The Good, the Bad, And the Ugly From the Dolphins' First Game

In which we don't even mention Tony Sparano's balloon pants

The Good

Well, a win sure is nice, especially considering that the Dolphins have neither won in Buffalo nor won any season opener on the road since 2003. The fact that it was alarming on offense won't matter for a couple more bullet points.

Mike Nolan is a golden god, and his defense eats babies. And then makes more babies to an old R. Kelly album, and eats those, too. All you need to know can be summed up in a description of the third defensive play, a punishing sack on Trent Edwards: the line of scrimmage stacked until Chris Clemons pushed back at the snap, inside linebacker Karlos Dansby bolted untouched from the outside, around the edge and straight into Edwards' uterus.

Sure, the Dolphins didn't dance exotic on every play, but they can. And the defensive in all its forms held the Bills to just 166 total yards. Trent Edwards unwittingly helped, but it was a great start.

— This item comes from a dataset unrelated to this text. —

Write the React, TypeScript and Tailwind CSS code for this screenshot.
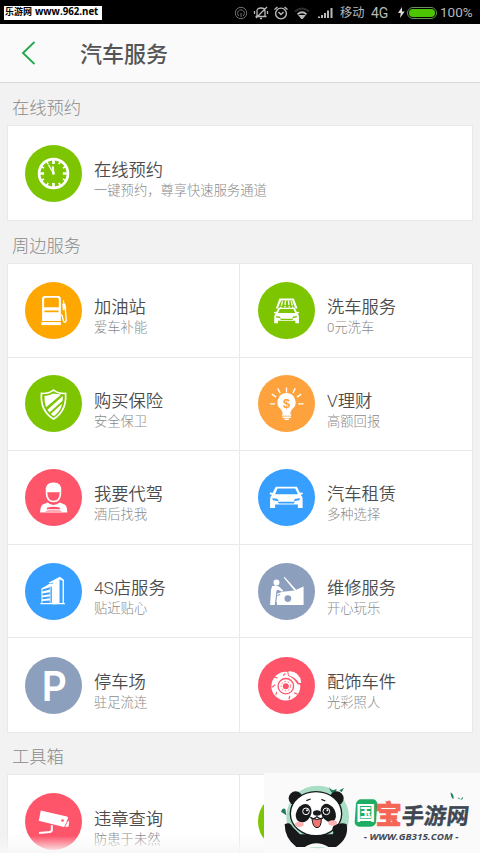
import type { ReactNode } from 'react'

type Service = {
  title: string
  note: string
  color: string
  icon: ReactNode
}

const clockIcon = (
  <>
    <circle cx="85" cy="85" r="43" fill="none" stroke="#fff" strokeWidth="8" />
    <g stroke="#fff" strokeWidth="5">
      <path d="M85 45v12M85 113v12M45 85h12M113 85h12" strokeWidth="8" />
      <path d="M65 50l4 7M105 50l-4 7M50 65l7 4M120 65l-7 4M50 105l7-4M120 105l-7-4M65 120l4-7M105 120l-4-7" />
      <path d="M70 59l15 26" strokeWidth="4" />
      <path d="M83 64l2 21" strokeWidth="6" />
    </g>
    <circle cx="85" cy="85" r="4" fill="#fff" />
  </>
)

const fuelIcon = (
  <g fill="none" stroke="#fff">
    <path
      fill="#fff"
      stroke="none"
      fillRule="evenodd"
      d="M51 50q0-8 8-8h40q8 0 8 8v66H51zM62 47q-5 0-5 5v23h44V52q0-5-5-5zM58 85v5h42v-5z"
    />
    <path d="M49 124h58" strokeWidth="9" />
    <path d="M115 54l1 13" strokeWidth="3" />
    <path d="M111 65l9-1 3 14-10 8z" fill="#fff" stroke="none" />
    <path d="M120 76l3 38q0 6-4 6t-5-6l-3-13q-1-3-4-3" strokeWidth="4" />
  </g>
)

const shieldIcon = (
  <>
    <path
      d="M85 45q15 11 36 10 4 52-36 76-40-24-36-76 21 1 36-10z"
      fill="none"
      stroke="#fff"
      strokeWidth="5"
    />
    <path d="M84 55q-13 7-26 8-1 20 5 33l45-38q-13-1-24-3z" fill="#fff" />
    <path d="M67 104l46-41-1 14-39 35zM77 116l34-31q-2 15-12 26-7 8-14 12z" fill="#fff" />
  </>
)

const carBody = (
  <path
    fillRule="evenodd"
    d="M53 53h63l9 18 7-1q4 3 0 6l-5 1q7 6 6 14v25h-14v-10H51v10H36V91q0-9 6-14l-6-1q-3-4 1-6l7 1zM58 58l-7 17h68l-8-17zM42 87l3 6 17 3-5-7zM126 87l-15 2-5 7 17-3zM59 98l3 5h45l3-5z"
  />
)

const washIcon = (
  <g fill="#fff">
    <path d="M64 49h43l11 30h-7L102 55H69l-10 24h-6z" />
    <path d="M73 58l-5 19M82 56l-2 20M91 56l2 20M99 58l5 19" stroke="#fff" strokeWidth="4" strokeDasharray="13 3" />
    <g transform="translate(21 38) scale(.76 .73)">{carBody}</g>
  </g>
)

const bulbIcon = (
  <>
    <path
      d="M85 54a27 27 0 0 1 17 48q-5 5-6 14H74q-1-9-6-14a27 27 0 0 1 17-48z"
      fill="#fff"
    />
    <path d="M72 119h27M73 126h25M79 132h13" stroke="#fff" strokeWidth="5" />
    <path
      d="M85 37v15M59 40l7 14M111 40l-7 14M41 57l13 9M129 57l-13 9M36 86h15M120 86h16"
      stroke="#fff"
      strokeWidth="4"
    />
    <text
      x="85"
      y="97"
      textAnchor="middle"
      fill="#fda23d"
      fontSize="38"
      fontWeight="700"
      fontFamily="Liberation Sans, sans-serif"
    >
      $
    </text>
  </>
)

const driverIcon = (
  <g fill="#fff">
    <path d="M62 69q-4-29 23-29t23 29q-3 4-5 0H67q-2 4-5 0z" />
    <path d="M64 70q1 27 21 27t21-27" fill="none" stroke="#fff" strokeWidth="5" />
    <path
      fillRule="evenodd"
      d="M67 100l-14 6q-7 4-8 24h81q0-20-8-24l-14-6q-19 14-37 0zM67 115q18-5 36 0l3 5H64zM59 127l9-3h35l8 3z"
    />
  </g>
)

const carIcon = <g fill="#fff">{carBody}</g>

const buildingIcon = (
  <g fill="#fff">
    <path
      fillRule="evenodd"
      d="M70 59l34-18 12 9v69h3v4H46v-4h3V76l23-13 11-1v-3l-8 2zM103 49v70h9V53zM76 69v50h4V71zM52 79v6l22-6v-7zM52 91v6l22-4v-6zM52 102v6l22-3v-5zM52 113v6h22v-7z"
    />
    <path d="M83 66l9-5 3 6v56H82z" />
  </g>
)

const repairIcon = (
  <g fill="#fff">
    <circle cx="55" cy="58" r="9" />
    <path d="M42 69q14-5 23 3l10 10-3 4-13-6q-5 0-5 14l-4 31H36l3-45z" />
    <path d="M79 41l35 39-5 3-32-39z" />
    <path d="M58 91l15-5 36-4 27-12v55H57l-2-11z" />
    <circle cx="89" cy="106" r="10" fill="#8c9fbc" />
    <path d="M58 98l8-5" stroke="#8c9fbc" strokeWidth="3" />
  </g>
)

const parkingIcon = (
  <text
    x="50"
    y="130"
    fill="#fff"
    fontSize="122"
    fontWeight="600"
    fontFamily="Inter, sans-serif"
    textLength="75"
    lengthAdjust="spacingAndGlyphs"
  >
    P
  </text>
)

const brakeIcon = (
  <>
    <circle cx="83" cy="87" r="43" fill="#fff" />
    <path d="M87 39q32-2 43 38-2 8-12 4Q106 62 89 56z" fill="#ff556b" />
    <path d="M92 42q34 3 37 34-2 3-8 1-7-15-29-22-3-7 0-13z" fill="#fff" />
    <g fill="none" stroke="#ff556b">
      <circle cx="83" cy="87" r="23" strokeWidth="4" />
      <circle cx="83" cy="87" r="14" strokeWidth="2.5" strokeDasharray="5 5" />
      <path
        d="M58 63l-11-4M51 83l-9 7M56 104l-3 9M95 116l-3 10M108 107l10 4M75 55l7-6"
        strokeWidth="3.5"
      />
    </g>
    <circle cx="83" cy="87" r="9" fill="#ff556b" />
  </>
)

const cameraIcon = (
  <g fill="#fff">
    <path d="M47 52l78 18q5 2 3 6l-9 22q-1 4-6 3L41 83z" />
    <path d="M132 82l-2 18-10 2 6-15z" />
    <circle cx="112" cy="82" r="4" fill="#ff556b" />
    <path d="M80 96v14q0 5-7 6l-31 3" fill="none" stroke="#fff" strokeWidth="6" />
  </g>
)

const booking: Service = {
  title: '在线预约',
  note: '一键预约，尊享快速服务通道',
  color: '#7cc500',
  icon: clockIcon,
}

const nearby: Service[] = [
  { title: '加油站', note: '爱车补能', color: '#fda700', icon: fuelIcon },
  { title: '洗车服务', note: '0元洗车', color: '#7cc500', icon: washIcon },
  { title: '购买保险', note: '安全保卫', color: '#7cc500', icon: shieldIcon },
  { title: 'V理财', note: '高额回报', color: '#fda23d', icon: bulbIcon },
  { title: '我要代驾', note: '酒后找我', color: '#ff556b', icon: driverIcon },
  { title: '汽车租赁', note: '多种选择', color: '#379fff', icon: carIcon },
  { title: '4S店服务', note: '贴近贴心', color: '#379fff', icon: buildingIcon },
  { title: '维修服务', note: '开心玩乐', color: '#8c9fbc', icon: repairIcon },
  { title: '停车场', note: '驻足流连', color: '#8c9fbc', icon: parkingIcon },
  { title: '配饰车件', note: '光彩照人', color: '#ff556b', icon: brakeIcon },
]

const tool: Service = {
  title: '违章查询',
  note: '防患于未然',
  color: '#ff556b',
  icon: cameraIcon,
}

function ServiceItem({ service }: { service: Service }) {
  return (
    <div className="flex h-full items-center">
      <svg viewBox="0 0 170 170" className="size-[57px] shrink-0">
        <circle cx="85" cy="85" r="85" fill={service.color} />
        {service.icon}
      </svg>
      <div className="ml-3 whitespace-nowrap pt-[13px]">
        <p className="text-[17.3px] font-[350] leading-[22px] text-[#4c4c4c]">{service.title}</p>
        <p className="text-[13.3px] font-light leading-[19px] text-[#8a8a8a]">{service.note}</p>
      </div>
    </div>
  )
}

function SectionTitle({ children }: { children: ReactNode }) {
  return <h2 className="pl-[5px] pt-px text-[17.3px] font-light leading-[23px] text-[#8a8a8a]">{children}</h2>
}

function StatusBar() {
  return (
    <div className="flex h-[24px] items-center bg-black pl-1 pt-px text-[#b9b9b9]">
      <div className="flex h-[14px] w-[98px] items-center whitespace-nowrap bg-white pl-px text-black">
        <span className="text-[9px] font-bold">乐游网</span>
        <span className="ml-[3px] font-['Open_Sans'] text-[9.7px] font-bold">www.962.net</span>
      </div>
      <svg viewBox="0 0 14 14" className="ml-[132px] size-[14px] opacity-60" fill="none" stroke="currentColor">
        <circle cx="7" cy="7" r="5.7" />
        <path d="M5 10a3.4 3.4 0 1 1 4 0M7 7v4" />
      </svg>
      <svg viewBox="0 0 16 14" className="ml-[5px] h-[14px] w-4" fill="none" stroke="currentColor" strokeWidth="1.3">
        <path d="M4 10V5q0-3 4-3t4 3v5M2.5 10.5h11M7 12.5h2M14 1L3 12M1.5 5v3M14.5 5v3" />
      </svg>
      <svg viewBox="0 0 14 14" className="ml-[5px] size-[14px]" fill="none" stroke="currentColor" strokeWidth="1.4">
        <circle cx="7" cy="7.5" r="5.4" />
        <path d="M4.5 6L7 8.5 9.5 6M.5 3.5L3.5 1M13.5 3.5L10.5 1" />
      </svg>
      <svg viewBox="0 0 16 12" className="ml-[6px] h-3 w-4" fill="none" stroke="currentColor" strokeWidth="1.8">
        <path d="M1 4.5q7-6 14 0" opacity=".25" />
        <path d="M3.5 7.3q4.5-4 9 0" />
        <path d="M6 9h4l-2 2.5z" fill="currentColor" />
      </svg>
      <svg viewBox="0 0 15 12" className="ml-[8px] h-3 w-[15px]" fill="currentColor">
        <path d="M0 9.5h2V11H0zM3 8h2v3H3zM6 6h2v5H6zM9 3.5h2V11H9zM12.5 1h2v10h-2z" />
      </svg>
      <span className="ml-[7px] w-[31px] pt-px text-[12.2px] leading-none">移动</span>
      <span className="w-[27px] pt-px font-[Roboto] text-[14px] leading-none">4G</span>
      <svg viewBox="0 0 7 11" className="h-[11px] w-[7px]" fill="#ddd">
        <path d="M4 0L0 6h2.7L2 11l4.7-6.500H4z" />
      </svg>
      <div className="ml-[2px] h-[12px] w-[30px] rounded-full border border-[#6b8f58] p-px">
        <div className="h-full rounded-full bg-[#4dc400]" />
      </div>
      <span className="ml-[3px] font-[Roboto] text-[13.5px] leading-none">100%</span>
    </div>
  )
}

function PandaBadge() {
  return (
    <div className="absolute bottom-0 right-0 h-[80px] w-[216px] bg-[#fafafa]">
      <svg viewBox="42 24 648 240" className="size-full">
        <circle cx="203" cy="156" r="94" fill="#a9ddc5" />
        <path d="M106 132q-9-5-13 8l16 11zM237 65q4 21 19 23l4-17q-15 11-23-6zM268 76l7 6 7-13" fill="#237a61" />
        <g fill="#17191b">
          <circle cx="137" cy="100" r="21" />
          <circle cx="260" cy="100" r="21" />
          <path d="M104 178q16-10 24 8l22 22h98l8-16q10-24 34-14 8 42-32 68H139q-35-26-35-68z" />
        </g>
        <ellipse cx="198" cy="146" rx="77" ry="66" fill="#fff" stroke="#17191b" strokeWidth="4" />
        <path d="M163 247q36-24 74 0z" fill="#fafafa" />
        <g fill="#17191b">
          <circle cx="263" cy="193" r="16" />
          <ellipse cx="161" cy="145" rx="22" ry="29" transform="rotate(28 161 145)" />
          <ellipse cx="235" cy="144" rx="21" ry="29" transform="rotate(-28 235 144)" />
          <ellipse cx="201" cy="144" rx="12" ry="8" />
        </g>
        <g fill="#17191b" stroke="#fff" strokeWidth="3">
          <circle cx="168" cy="139" r="10" />
          <circle cx="229" cy="139" r="10" />
        </g>
        <circle cx="171" cy="136" r="3" fill="#fff" />
        <circle cx="232" cy="136" r="3" fill="#fff" />
        <path d="M169 107l13-5M214 103l12 5M181 157q10 9 20-2 10 11 20 2" fill="none" stroke="#17191b" strokeWidth="4" />
        <path d="M186 161q15 5 28 0 0 27-13 27-13-1-15-27z" fill="#ef756f" stroke="#17191b" strokeWidth="3" />
        <ellipse cx="148" cy="178" rx="13" ry="8" fill="#ffb2b2" />
        <ellipse cx="248" cy="174" rx="13" ry="8" fill="#ffb2b2" />
        <g fontFamily="Noto Sans CJK SC, sans-serif" fontWeight="900">
          <rect x="318" y="103" width="64" height="82" rx="15" fill="#1dae64" transform="skewX(-4) translate(8 0)" />
          <text x="318" y="166" fontSize="58" fontWeight="700" fill="#fff">国</text>
          <text x="376" y="176" fontSize="80" fill="#f46556" stroke="#f46556" strokeWidth="2">宝</text>
          <text
            transform="translate(473 176) skewX(-7)"
            x="-20"
            fontSize="67"
            fontWeight="700"
            fill="#3e4752"
            stroke="#3e4752"
            strokeWidth="1"
          >
            手游网
          </text>
        </g>
        <path d="M602 82q-1 14 8 21 4-12-8-21zM622 96q3 8 9 6zM631 104l8-9-1 8z" fill="#248465" />
        <text
          x="341"
          y="224"
          fontSize="27"
          fontStyle="italic"
          fontWeight="700"
          fill="#404954"
          fontFamily="Open Sans, sans-serif"
          textLength="284"
          lengthAdjust="spacingAndGlyphs"
        >
          - WWW.GB315.COM -
        </text>
      </svg>
    </div>
  )
}

export default function App() {
  return (
    <div className="relative h-[853px] w-[480px] overflow-hidden bg-[#f2f2f2] font-[Roboto,'Noto_Sans_CJK_SC',sans-serif]">
      <StatusBar />
      <header className="flex h-[59px] items-center border-b border-[#d9d9d9] bg-[#fafafa] pl-[21px]">
        <svg viewBox="0 0 14 24" className="h-6 w-[14px]" fill="none" stroke="#21a74b" strokeWidth="1.9">
          <path d="M13.5 1L2 12l11.5 11" />
        </svg>
        <h1 className="ml-[45px] pt-[2px] text-[22px] font-medium text-[#555]">汽车服务</h1>
      </header>

      <main className="px-[7px] pt-[13px]">
        <SectionTitle>在线预约</SectionTitle>
        <div className="mt-[5px] h-[96px] border border-[#e9e9e9] bg-white pl-[17px]">
          <ServiceItem service={booking} />
        </div>

        <div className="mt-[13px]">
          <SectionTitle>周边服务</SectionTitle>
        </div>
        <div className="mt-[5px] grid h-[470px] grid-cols-2 grid-rows-5 border border-[#e9e9e9] bg-white">
          {nearby.map((service, i) => (
            <div
              key={service.title}
              className={`border-[#e9e9e9] ${i % 2 === 0 ? 'border-r pl-[17px]' : 'pl-[18px]'} ${i < 8 ? 'border-b' : ''}`}
            >
              <ServiceItem service={service} />
            </div>
          ))}
        </div>

        <div className="mt-[12px]">
          <SectionTitle>工具箱</SectionTitle>
        </div>
        <div className="mt-[5px] grid h-[95px] grid-cols-2 border border-[#e9e9e9] bg-white">
          <div className="border-r border-[#e9e9e9] pl-[17px]">
            <ServiceItem service={tool} />
          </div>
          <div className="flex items-center pl-[18px]">
            <div className="size-[57px] rounded-full bg-[#7cc500]" />
          </div>
        </div>
      </main>

      <div className="absolute bottom-0 left-0 h-[17px] w-full bg-gradient-to-b from-transparent to-[#f7f7f7]" />
      <PandaBadge />
    </div>
  )
}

Kudos to Yeremiah Bell, too, and not just because we're scared he'll go Terry Tate on us otherwise.

The Bad

Brian Hartline dropped two passes at crucial moments and ended the game without a single reception.

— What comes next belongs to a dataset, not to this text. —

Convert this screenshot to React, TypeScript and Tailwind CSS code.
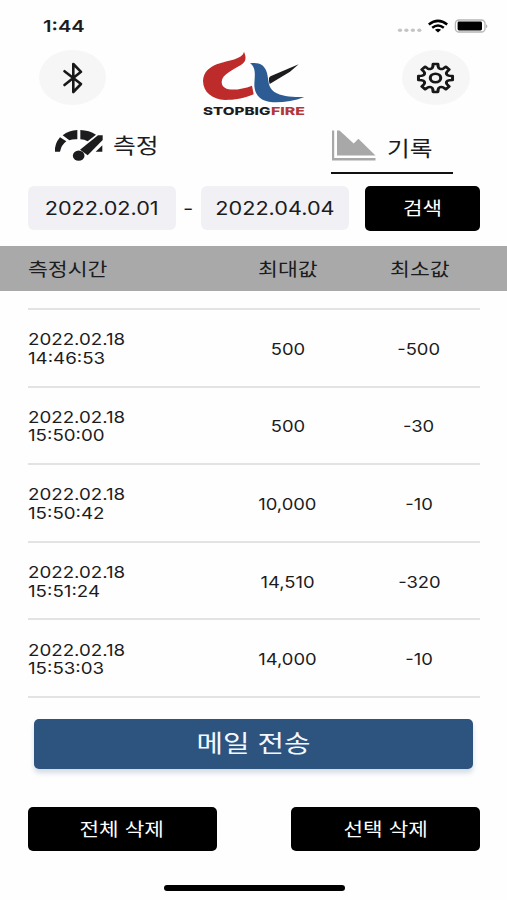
import type { ReactNode } from "react";
import { clsx } from "clsx";

const records = [
  { date: "2022.02.18", time: "14:46:53", max: "500", min: "-500" },
  { date: "2022.02.18", time: "15:50:00", max: "500", min: "-30" },
  { date: "2022.02.18", time: "15:50:42", max: "10,000", min: "-10" },
  { date: "2022.02.18", time: "15:51:24", max: "14,510", min: "-320" },
  { date: "2022.02.18", time: "15:53:03", max: "14,000", min: "-10" },
];

// Wide lettering used across the whole app
const Wide = ({ children, className }: { children: ReactNode; className?: string }) => (
  <span className={clsx("inline-block whitespace-nowrap", className)}>{children}</span>
);

const gearPath = () => {
  const points: string[] = [];
  for (let i = 0; i < 8; i++) {
    const base = (i * Math.PI) / 4 - Math.PI / 2;
    const at = (r: number, a: number) =>
      `${(r * Math.cos(base + a)).toFixed(2)} ${(r * Math.sin(base + a)).toFixed(2)}`;
    points.push(`${i === 0 ? "M" : "L"}${at(14.1, -0.14)}`);
    points.push(`L${at(14.1, 0.14)}`);
    points.push(`L${at(11.6, 0.19)}`);
    points.push(`C${at(9.4, 0.27)} ${at(9.4, Math.PI / 4 - 0.27)} ${at(11.6, Math.PI / 4 - 0.19)}`);
  }
  return points.join(" ") + "Z";
};

const StatusBar = () => (
  <div className="flex h-[50px] items-start justify-between pl-[43px] pr-[18px] pt-[16px]">
    <Wide className="origin-left scale-x-[1.22] text-[16.5px] font-semibold leading-[21px]">1:44</Wide>
    <svg width="92" height="16" viewBox="397 18 92 16" className="mt-[2px]">
      <g fill="#c4c4c4">
        <ellipse cx="400" cy="30.3" rx="2.1" ry="1.7" />
        <ellipse cx="406.4" cy="30.3" rx="2.1" ry="1.7" />
        <ellipse cx="412.9" cy="30.3" rx="2.1" ry="1.7" />
        <ellipse cx="419.3" cy="30.3" rx="2.1" ry="1.7" />
      </g>
      <g fill="none" stroke="#000" strokeWidth="2.5">
        <path d="M428.8 24.5Q438 17.2 447.2 24.5" />
        <path d="M432.2 27.8Q438 23.2 443.8 27.8" />
      </g>
      <path d="M434.9 29.8Q438 27.7 441.1 29.8L438 32.4Z" fill="#000" />
      <rect x="455.4" y="20" width="29.6" height="12" rx="3.6" fill="#fff" stroke="#b5b5b5" strokeWidth="1.3" />
      <rect x="457.6" y="21.6" width="24.4" height="8.8" rx="1.4" fill="#000" />
      <path d="M486.2 24.2Q488.4 26 486.2 28.2Z" fill="#999" />
    </svg>
  </div>
);

const Logo = () => (
  <svg width="130" height="75" viewBox="0 0 390 225">
    <path
      d="M162 20C170 38 168 50 154 59C126 76 96 88 95 110C95 141 143 138 186 122L191 148C160 161 133 165 106 165C65 163 40 141 39 108C40 82 58 66 82 57C116 45 156 44 162 20Z"
      fill="#bd2c2b"
    />
    <path
      d="M180 55C206 51 224 58 231 84C237 108 233 126 253 141C275 155 308 157 343 156C312 168 281 173 249 172C214 169 195 153 193 122C193 94 201 70 180 55Z"
      fill="#2d5b93"
    />
    <path d="M237 99Q239 95 243 93L326 58L300 80L239 117Q236 107 237 99Z" fill="#1c1c1e" />
    <g fontFamily="Inter, sans-serif" fontWeight="800" fontSize="32">
      <text x="39" y="209" fill="#1c1c1e" textLength="202" lengthAdjust="spacingAndGlyphs">STOPBIG</text>
      <text x="243" y="209" fill="#b3373a" textLength="102" lengthAdjust="spacingAndGlyphs">FIRE</text>
    </g>
  </svg>
);

const Header = () => (
  <div className="flex h-[70px] justify-between pl-[39px] pr-[37px]">
    <button className="flex h-[55px] w-[67px] items-center justify-center rounded-[50%] bg-[#f6f6f6]">
      <svg width="24" height="34" viewBox="0 0 24 34">
        <path
          d="M3.5 10.2L20 23L12.3 31V3L20 10.8L3.5 24"
          fill="none"
          stroke="#18181a"
          strokeWidth="2.6"
          strokeLinejoin="round"
          strokeLinecap="round"
        />
      </svg>
    </button>
    <div className="-mt-[5px] ml-[1px]">
      <Logo />
    </div>
    <button className="flex h-[55px] w-[68px] items-center justify-center rounded-[50%] bg-[#f6f6f6] pr-[1.5px]">
      <svg width="39" height="32" viewBox="-16 -16 32 32" preserveAspectRatio="none">
        <g fill="none" stroke="#18181a" strokeWidth="2.5" strokeLinejoin="round">
          <path d={gearPath()} />
          <circle r="4.3" />
        </g>
      </svg>
    </button>
  </div>
);

const Tabs = () => (
  <div className="flex h-[55px] pl-[54px] pt-[9px] text-[21px]">
    <button className="flex h-[33px] w-[277px]">
      <svg width="50" height="33" viewBox="102 27 150 99" fill="#1c1c1e">
        <path d="M105 95Q103 72 120 52L139 64Q124 75 120 95Z" />
        <path d="M128 46Q147 31 172 30V58Q158 57 148 61Z" />
        <path d="M181 30Q208 31 228 44L203 64Q193 58 181 58Z" />
        <path d="M234 46H248V60L203 106L180 89Z" />
        <path d="M247 76V95H227Z" />
        <ellipse cx="176" cy="107" rx="17.5" ry="15.5" />
      </svg>
      <Wide className="ml-[9px] origin-left scale-x-[1.18] leading-[33px]">측정</Wide>
    </button>
    <button className="flex h-[45px] w-[122px] border-b-[2.5px] border-[#111]">
      <svg width="46" height="33" viewBox="331 129 46 33" fill="#a8a8a8">
        <path d="M332 130.5H334.2V158H375.5V160.6H332Z" />
        <path d="M337 130.5H339.5L353.7 143.5L358.4 138.7L375.5 155.5H337Z" />
      </svg>
      <Wide className="ml-[9.5px] origin-left scale-x-[1.18] leading-[39px]">기록</Wide>
    </button>
  </div>
);

const DateBox = ({ value }: { value: string }) => (
  <div className="flex h-[44px] w-[148px] items-center justify-center rounded-md bg-[#f1f1f5] pt-[2px]">
    <Wide className="scale-x-[1.17] text-[18.5px]">{value}</Wide>
  </div>
);

const BlackButton = ({ label, className }: { label: string; className: string }) => (
  <button className={clsx("flex items-center justify-center rounded-[5px] bg-black text-[18px] text-white", className)}>
    <Wide className="scale-x-[1.18]">{label}</Wide>
  </button>
);

const App = () => {
  return (
    <div className="flex h-[900px] w-[507px] flex-col overflow-hidden bg-[#fefefe] font-['Inter','Noto_Sans_CJK_KR',sans-serif] text-[#1c1c1e]">
      <StatusBar />
      <Header />
      <Tabs />

      <div className="flex h-[71px] items-start pl-[28px] pt-[11px]">
        <DateBox value="2022.02.01" />
        <span className="flex h-[44px] w-[25px] items-center justify-center text-[18px]">
          <Wide className="scale-x-[1.25]">-</Wide>
        </span>
        <DateBox value="2022.04.04" />
        <BlackButton label="검색" className="-mt-[0.5px] ml-[16px] h-[45px] w-[115px]" />
      </div>

      <div className="flex h-[45px] items-center bg-[#a9a9a9] pl-[28px] pt-px text-[18px]">
        <div className="w-[193.5px]">
          <Wide className="origin-left scale-x-[1.2]">측정시간</Wide>
        </div>
        <div className="w-[132px] text-center">
          <Wide className="scale-x-[1.2]">최대값</Wide>
        </div>
        <div className="w-[132px] text-center">
          <Wide className="scale-x-[1.2]">최소값</Wide>
        </div>
      </div>

      <div className="mx-[28px] mr-[27px] mt-[17px] border-t-2 border-[#e3e3e4] text-[16px]">
        {records.map((r) => (
          <div key={r.time} className="flex h-[77.6px] items-center border-b-2 border-[#e3e3e4] pt-[2px]">
            <div className="w-[193.5px] shrink-0 leading-[18.5px]">
              <Wide className="origin-left scale-x-[1.17]">
                {r.date}
                <br />
                {r.time}
              </Wide>
            </div>
            <div className="w-[132px] shrink-0 text-center">
              <Wide className="scale-x-[1.15]">{r.max}</Wide>
            </div>
            <div className="w-[131px] shrink-0 text-center">
              <Wide className="scale-x-[1.15]">{r.min}</Wide>
            </div>
          </div>
        ))}
      </div>

      <button className="ml-[34px] mt-[21.5px] flex h-[50px] w-[439px] shrink-0 items-center justify-center rounded-[5px] bg-[#2d537f] text-[24px] text-[#f2f8ff] shadow-[0_4px_5px_rgba(45,83,127,0.2)]">
        <Wide className="scale-x-[1.2]">메일 전송</Wide>
      </button>

      <div className="mt-[37.5px] flex justify-between pl-[27.5px] pr-[27px]">
        <BlackButton label="전체 삭제" className="h-[44.5px] w-[189px]" />
        <BlackButton label="선택 삭제" className="h-[44.5px] w-[189px]" />
      </div>

      <div className="ml-[164px] mt-[34px] h-[5.5px] w-[181px] rounded-full bg-black" />
    </div>
  );
};

export default App;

Honestly, it feels like the Dolphins are doomed to some sort of pass-dropping groundhog day, in which catchable balls fall through hands in an endless recursive infinity soundtracked by the long, tortured wail of a people oppressed since Wes Welker was shipped off to Boston.

Or maybe he's just an Ohio State product.

The Ugly

Sorry, offense, but you're it. And by it, we mean, we don't know what you are. We can't tell. What is happening? What is this horrible check-down thing Chad Henne is doing? Why is there no running lanes? All the expensive parts are present on the line, but we feel like a petulant Julia Roberts in Pretty Woman: "It's broken. Mine's broken."

We except Brandon Marshall and Davone Bess, two little sparkling shining stars and the apples of our eye. But this ponderous, inefficient O is more manatee than Dolphin, and next week it will find itself in a shipping lane labeled "Minnesota."

As soon as the win wears off, we'll begin breathing into a paper bag.